Luck decreed that for the creation of this new music, the « Octuor de France » founded by Jean-Louis Sajot, interpreters of the music of Antonin Reicha, Weber, Mozart, Brahms, Haydn, Bach, but also of Jean Françaix and Marcel Landowski (the recordings of which have brought them much praise), agreed to take part in the adventure of what we call today “projections-concerts”. Thus, since 1998, the date of the first showing of “The Man who laughs” for the “Directors’ Fortnight” at the Cannes Film Festival, and the world premiere of Gabriel Thibaudeau’s musical score, the « Octuor de France » has constantly enlarged its repertoire and alternates between its classical chamber music concerts and the accompanying of silent films throughout the world (New York, New Orleans, Montreal, Boston, Telluride, Washington, Paris, Strasbourg, Tours, Bologna, Rome, Athens, Helsinki, Tokyo, Minsk, Barcelona, etc…) Thanks, then, to the « Octuor de France » for enabling a new public to discover and get to know masterpieces of the silent cinema which are often too quickly forgotten. Well done and thanks to the Artists!”

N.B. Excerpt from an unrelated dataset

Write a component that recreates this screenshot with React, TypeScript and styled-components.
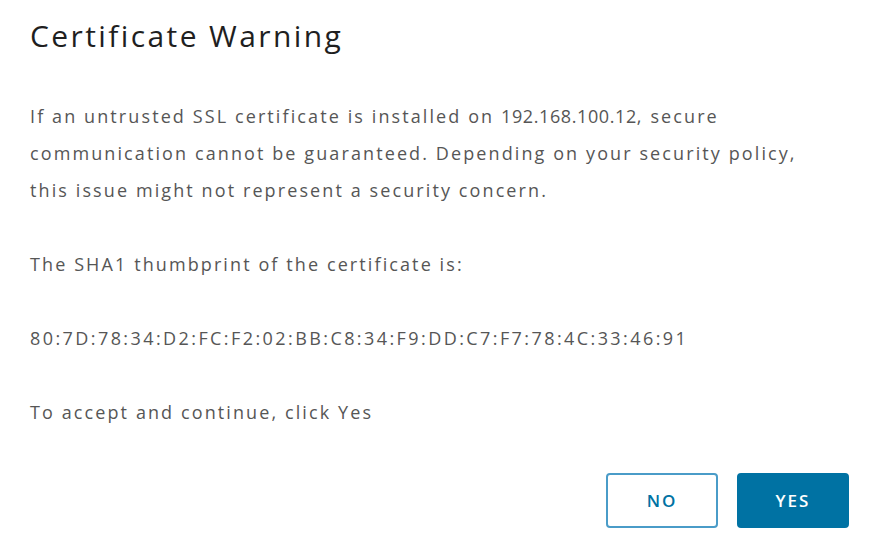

text by Pierre-Henri Deleau


PIERRE-HENRI DELEAU

Pierre-Henri Deleau - Photo Léa CrespiA “compulsive consumer of images” on cinema or TV screens, and a discoverer of talents and new trends, Pierre-Henri Deleau has enabled many film festivals to profit from his knowledge of the cinema, among them, the “Director’s Fortnight” in Cannes, which he directed for 30 years, and the FIPA. His creed is to share his passion and his enthusiasm. This he has done amply, contributing to at least 14 festivals since 1969 and he is still the Artistic Director of several events which take place each year. He has also been a member of the Arte Drama Department reading committee since 1990, and a member of the European Film Academy board of directors since 1997.